From my vantage point, what makes this trend feel especially precarious is how quickly people adapt to the new normal without adjusting their risk calculations. When a region experiences multiple winters shaped by similar dynamics, residents start to assume that if they got through the last one, they can get through the next, even if the underlying drivers are intensifying. Experts I have spoken with say that mindset is particularly dangerous in communities where housing stock is older, insulation is poor and backup heating options are limited, because a single prolonged outage during a cold wave like this can be life threatening.
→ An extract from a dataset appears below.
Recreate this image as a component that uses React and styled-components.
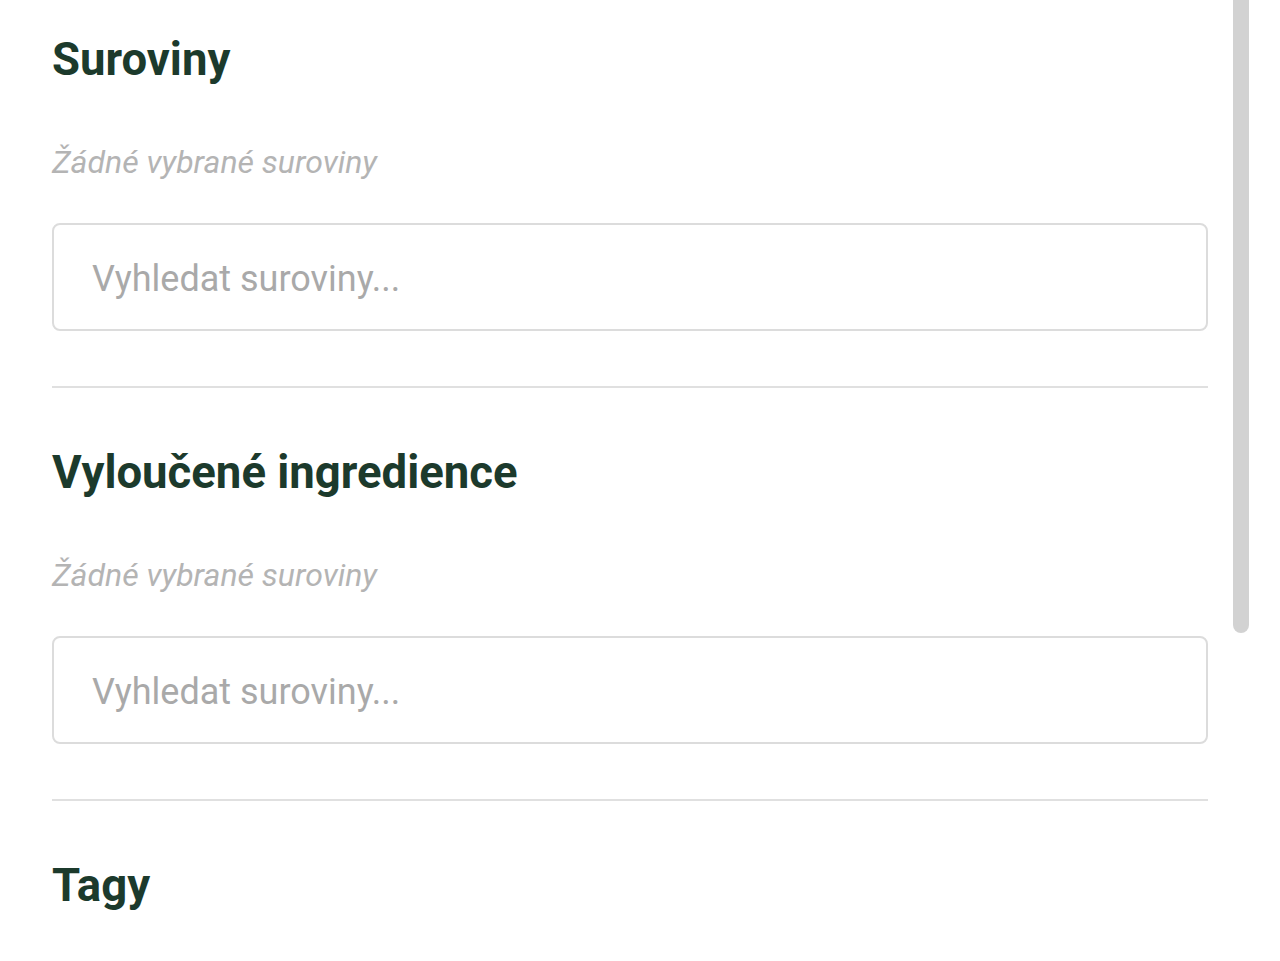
import React from "react";
import styled, { createGlobalStyle } from "styled-components";

const Global = createGlobalStyle`
  html, body { margin: 0; padding: 0; background: #ffffff; }
  body { font-family: Roboto, "Noto Sans", "Liberation Sans", sans-serif; overflow: hidden; }
`;

const Page = styled.div`
  position: relative;
  width: 1280px;
  height: 961px;
  overflow: hidden;
  background: #fff;
`;

const Content = styled.div`
  padding: 36px 72px 0 52px;
  display: flex;
  flex-direction: column;
`;

const Section = styled.section`
  display: flex;
  flex-direction: column;
`;

const Heading = styled.h2`
  margin: 0 0 58px;
  font-size: 45.5px;
  line-height: 48px;
  font-weight: 700;
  color: #1c3a2c;
  letter-spacing: 0;
`;

const Empty = styled.p`
  margin: 0;
  font-size: 32px;
  line-height: 40px;
  font-style: italic;
  color: #b4b4b4;
`;

const SearchInput = styled.input`
  margin-top: 41px;
  box-sizing: border-box;
  width: 100%;
  height: 108px;
  border: 2px solid #dcdcdc;
  border-radius: 8px;
  padding: 3px 36px 0 38px;
  font-family: Roboto, "Noto Sans", sans-serif;
  font-size: 36px;
  color: #333;
  background: #fff;
  outline: none;
  &::placeholder { color: #a9a9a9; }
`;

const Divider = styled.hr`
  margin: 55px 0 61px;
  border: 0;
  height: 2px;
  background: #e0e0e0;
`;

const ScrollThumb = styled.div`
  position: absolute;
  right: 31px;
  top: -20px;
  width: 16px;
  height: 653px;
  border-radius: 8px;
  background: #d2d2d2;
`;

const sections = [
  { title: "Suroviny", empty: "Žádné vybrané suroviny", placeholder: "Vyhledat suroviny..." },
  { title: "Vyloučené ingredience", empty: "Žádné vybrané suroviny", placeholder: "Vyhledat suroviny..." },
];

export default function App() {
  return (
    <Page>
      <Global />
      <Content>
        {sections.map((s) => (
          <React.Fragment key={s.title}>
            <Section>
              <Heading>{s.title}</Heading>
              <Empty>{s.empty}</Empty>
              <SearchInput placeholder={s.placeholder} />
            </Section>
            <Divider />
          </React.Fragment>
        ))}
        <Section>
          <Heading>Tagy</Heading>
        </Section>
      </Content>
      <ScrollThumb />
    </Page>
  );
}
The science tying the current pattern to a warming Arctic is still evolving, but the practical takeaway is already clear: treating these events as background noise rather than structural warnings is, in their view, a gamble that looks increasingly reckless.
How communities can respond before the next blast
If there is a hopeful thread in the current situation, it is that the atmospheric drivers are being mapped in real time, giving communities a chance to adapt before the next iteration hits. Forecasters analyzing the stretched polar vortex and the role of limited sea ice are already urging local officials to rethink how they stage road salt, staff plow crews and communicate risk to residents. In regions influenced by the Great Lakes, that means planning for more frequent and intense snow bands that can shut down corridors with little warning, while in parts of the Deep South, it means accepting that ice storms and hard freezes may no longer be once‑in‑a‑generation anomalies but recurring threats that demand upgraded insulation, tree trimming around power lines and better shelter options for people without stable housing.